Salesforce and Pardot are two great systems that, when combined, can make one outstanding toolset in any marketer’s workshop. But to make the educated decision to buy and deploy these platforms, you need to first have a clear plan for how you’ll use them and set some long term goals or else your ROI will tank.
There is a ton of information offered by these platforms and their evangelists, but we thought you might benefit from us taking a common scenario in digital marketing and showing you how to configure these platforms to accommodate it. This common scenario is deploying a typical landing page call to action form and then handling the submission (packed with awesome insight and control). It by no means justifies the toolset at large, but it is a common scenario that’s easily accomplished and is just plain cool to know.

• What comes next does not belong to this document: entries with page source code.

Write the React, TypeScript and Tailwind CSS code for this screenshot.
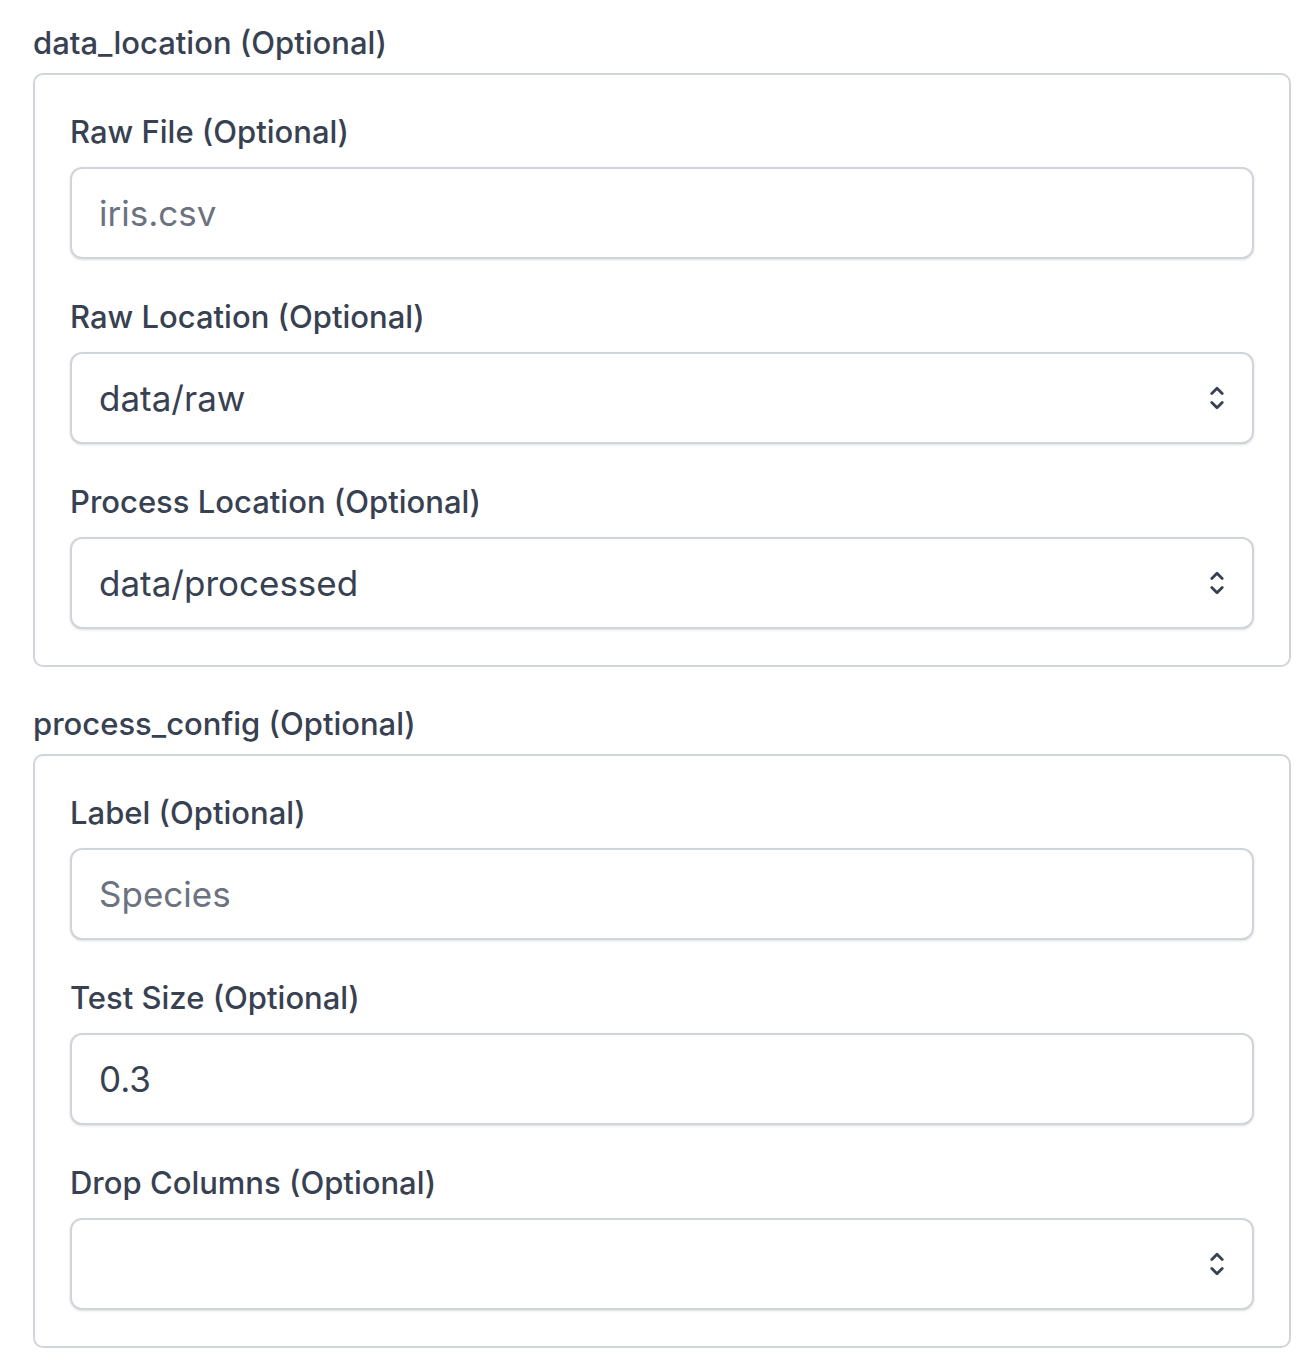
import React from "react";

type Field = {
  label: string;
  kind: "input" | "select";
  value?: string;
  placeholder?: string;
};

const SECTIONS: { title: string; fields: Field[] }[] = [
  {
    title: "data_location (Optional)",
    fields: [
      { label: "Raw File (Optional)", kind: "input", placeholder: "iris.csv" },
      { label: "Raw Location (Optional)", kind: "select", value: "data/raw" },
      { label: "Process Location (Optional)", kind: "select", value: "data/processed" },
    ],
  },
  {
    title: "process_config (Optional)",
    fields: [
      { label: "Label (Optional)", kind: "input", placeholder: "Species" },
      { label: "Test Size (Optional)", kind: "input", value: "0.3" },
      { label: "Drop Columns (Optional)", kind: "select", value: "" },
    ],
  },
];

const UpDownIcon = () => (
  <svg width="14" height="24" viewBox="0 0 14 24" fill="none" className="shrink-0">
    <path
      d="M1.8 7.5 L7 2.3 L12.2 7.5"
      stroke="#374151"
      strokeWidth="2.8"
      strokeLinecap="round"
      strokeLinejoin="round"
    />
    <path
      d="M1.8 16.5 L7 21.7 L12.2 16.5"
      stroke="#374151"
      strokeWidth="2.8"
      strokeLinecap="round"
      strokeLinejoin="round"
    />
  </svg>
);

const FieldRow = ({ field }: { field: Field }) => (
  <div className="flex flex-col">
    <label className="text-[31px] leading-[48px] font-medium text-[#374151] mb-[11px]">
      {field.label}
    </label>
    {field.kind === "input" ? (
      <input
        readOnly
        defaultValue={field.value}
        placeholder={field.placeholder}
        className="h-[92px] w-full rounded-[12px] border-2 border-[#d1d5db] bg-white px-[27px] text-[35px] text-[#374151] placeholder:text-[#6b7280] shadow-sm outline-none"
      />
    ) : (
      <button
        type="button"
        className="h-[92px] w-full rounded-[12px] border-2 border-[#d1d5db] bg-white pl-[27px] pr-[28px] flex items-center justify-between text-[35px] text-[#374151] shadow-sm text-left"
      >
        <span>{field.value}</span>
        <UpDownIcon />
      </button>
    )}
  </div>
);

export default function App() {
  return (
    <div className="min-h-screen bg-white pt-[19px] pl-[33px] pr-[21px] font-['Inter',sans-serif] flex flex-col gap-[33px]">
      {SECTIONS.map((section) => (
        <section key={section.title}>
          <h3 className="text-[31px] leading-[48px] font-medium text-[#374151] mb-[6px]">
            {section.title}
          </h3>
          <div className="rounded-[10px] border-2 border-[#d1d5db] px-[35px] pt-[33px] pb-[36px] flex flex-col gap-[34px]">
            {section.fields.map((field) => (
              <FieldRow key={field.label} field={field} />
            ))}
          </div>
        </section>
      ))}
    </div>
  );
}
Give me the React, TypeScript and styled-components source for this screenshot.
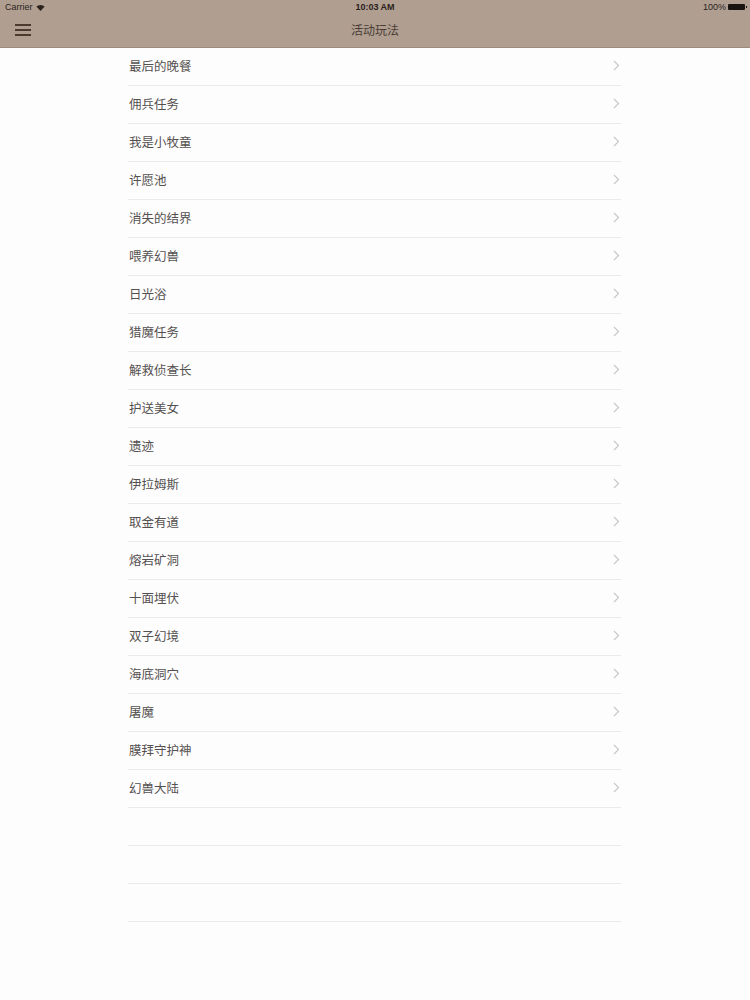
import React from "react";
import styled, { createGlobalStyle } from "styled-components";

const GlobalStyle = createGlobalStyle`
  html, body {
    margin: 0;
    padding: 0;
    background: #fefdfd;
    font-family: "Noto Sans CJK SC", "Liberation Sans", sans-serif;
  }
`;

const Header = styled.header`
  background: #b09f91;
  border-bottom: 1px solid #9c8c80;
  height: 47px;
  display: flex;
  flex-direction: column;
`;

const StatusBar = styled.div`
  height: 14px;
  display: grid;
  grid-template-columns: 1fr auto 1fr;
  align-items: center;
  padding: 0 5px;
  font-family: "Liberation Sans", sans-serif;
  font-size: 9px;
  color: #2a211c;
`;

const StatusLeft = styled.div`
  display: flex;
  align-items: center;
  gap: 3px;
`;

const StatusTime = styled.div`
  font-weight: bold;
`;

const StatusRight = styled.div`
  display: flex;
  justify-content: flex-end;
  align-items: center;
  gap: 2px;
`;

const Battery = styled.span`
  display: inline-block;
  width: 17px;
  height: 6px;
  background: #1a1410;
  border-radius: 1px;
  position: relative;
  &::after {
    content: "";
    position: absolute;
    right: -2px;
    top: 2px;
    width: 1px;
    height: 2px;
    background: #1a1410;
  }
`;

const NavBar = styled.div`
  flex: 1;
  display: grid;
  grid-template-columns: 60px 1fr 60px;
  align-items: center;
  padding-bottom: 2px;
`;

const MenuButton = styled.div`
  display: flex;
  flex-direction: column;
  gap: 3px;
  padding-left: 15px;
  & > span {
    display: block;
    width: 16px;
    height: 2px;
    background: #4a3a30;
  }
`;

const Title = styled.div`
  text-align: center;
  font-size: 12px;
  color: #4a3d35;
`;

const Wrap = styled.main`
  padding-left: 128px;
`;

const List = styled.ul`
  list-style: none;
  margin: 0;
  padding: 0;
  width: 493px;
`;

const Row = styled.li`
  height: 37px;
  border-bottom: 1px solid #ebe9e9;
  display: flex;
  align-items: center;
  justify-content: space-between;
  padding: 0 1px 3px 1px;
  box-sizing: border-box;
  height: 38px;
  font-size: 12.5px;
  color: #545050;
`;

const Chevron = () => (
  <svg width="7" height="11" viewBox="0 0 7 11">
    <path d="M1 1l4.5 4.5L1 10" fill="none" stroke="#c9c7c7" strokeWidth="1.2" />
  </svg>
);

const items = [
  "最后的晚餐",
  "佣兵任务",
  "我是小牧童",
  "许愿池",
  "消失的结界",
  "喂养幻兽",
  "日光浴",
  "猎魔任务",
  "解救侦查长",
  "护送美女",
  "遗迹",
  "伊拉姆斯",
  "取金有道",
  "熔岩矿洞",
  "十面埋伏",
  "双子幻境",
  "海底洞穴",
  "屠魔",
  "膜拜守护神",
  "幻兽大陆",
];

export default function App() {
  return (
    <>
      <GlobalStyle />
      <Header>
        <StatusBar>
          <StatusLeft>
            Carrier
            <svg width="9" height="7" viewBox="0 0 12 9">
              <path d="M6 9L0.5 3.2A8 8 0 0 1 11.5 3.2Z" fill="#2a211c" />
            </svg>
          </StatusLeft>
          <StatusTime>10:03 AM</StatusTime>
          <StatusRight>
            100%
            <Battery />
          </StatusRight>
        </StatusBar>
        <NavBar>
          <MenuButton>
            <span />
            <span />
            <span />
          </MenuButton>
          <Title>活动玩法</Title>
          <div />
        </NavBar>
      </Header>
      <Wrap>
        <List>
          {items.map((t) => (
            <Row key={t}>
              <span>{t}</span>
              <Chevron />
            </Row>
          ))}
          <Row />
          <Row />
          <Row />
        </List>
      </Wrap>
    </>
  );
}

Let’s paint a picture before jumping into the tutorial.
Now, let’s get it done.
As any good marketer knows, we need to make sure we can organize and measure our efforts. In Salesforce, you will want to get introduced to Campaigns to serve that purpose. For this scenario, we will create a campaign to add users who submit the form.
Campaigns > New
Enter a name and make sure to mark it as active. Everything else is up to you on the details.
Next, we are going to create a form that will allow the user to submit their information, then for Pardot to capture it and synchronize it with our Salesforce Contacts.
In your Pardot Account:
Marketing > Forms > Add Form
Add name, Tags (if you want), Folder (for organization’s sake) and Campaign (not to be confused with Salesforce Campaign). Then, add the fields you want to capture. These fields can tie into Salesforce and even load default data, should there be default picklist values defined. Cool.
You can even decide to show dependent fields. So, if a user selects a specific choice within a dropdown, then a series of additional fields are shown. Awesome.
Quick tip: Be sure to configure and select the layout template, ideally taking design elements from the corresponding landing page’s template and styles.
When finishing up the creation of the form, Pardot will offer something they call Completion Actions. This is where the magic happens and automation gets really fun.
There are plenty of options to choose from for the Completion Action for this form. You could adjust lead scores for the prospect, add to a Pardot List (close cousin of a Salesforce campaign) or even assign the prospect to a Salesforce user to follow up with.
To keep things simple here, we add a Completion Action to add the Contact to a Salesforce Campaign. Select the Campaign we created earlier.
Now, to get the email notification working and send a message to you or someone else, we need to jump back into Salesforce.
Go to Setup > Create > Workflow & Approvals > Workflow Rules
We create a Workflow Rule first. We set the criteria for the Rule to filter on Campaign = Our Campaign and that a certain value entered in the form equals “Sales.”
Go to Setup > Create > Workflow & Approvals > Email Alerts
Next, we create an Email Alert. Defined in this Email Alert is the Email Template used and also the recipients.
Finally, we create a Workflow Action for the Rule we created earlier that points to the Email Alert.
This complete step initiates that notification email and is always available to be edited and activated/deactivated.
So now that you have a nice, automated highway of Contacts flowing into a neatly organized list for you and a notification system set up, you can start thinking about how to extend the experience and evolve it entirely. You can easily add more automation to the campaigns, more completion actions and even segmented programs within Pardot to add more relevant messaging and customer service.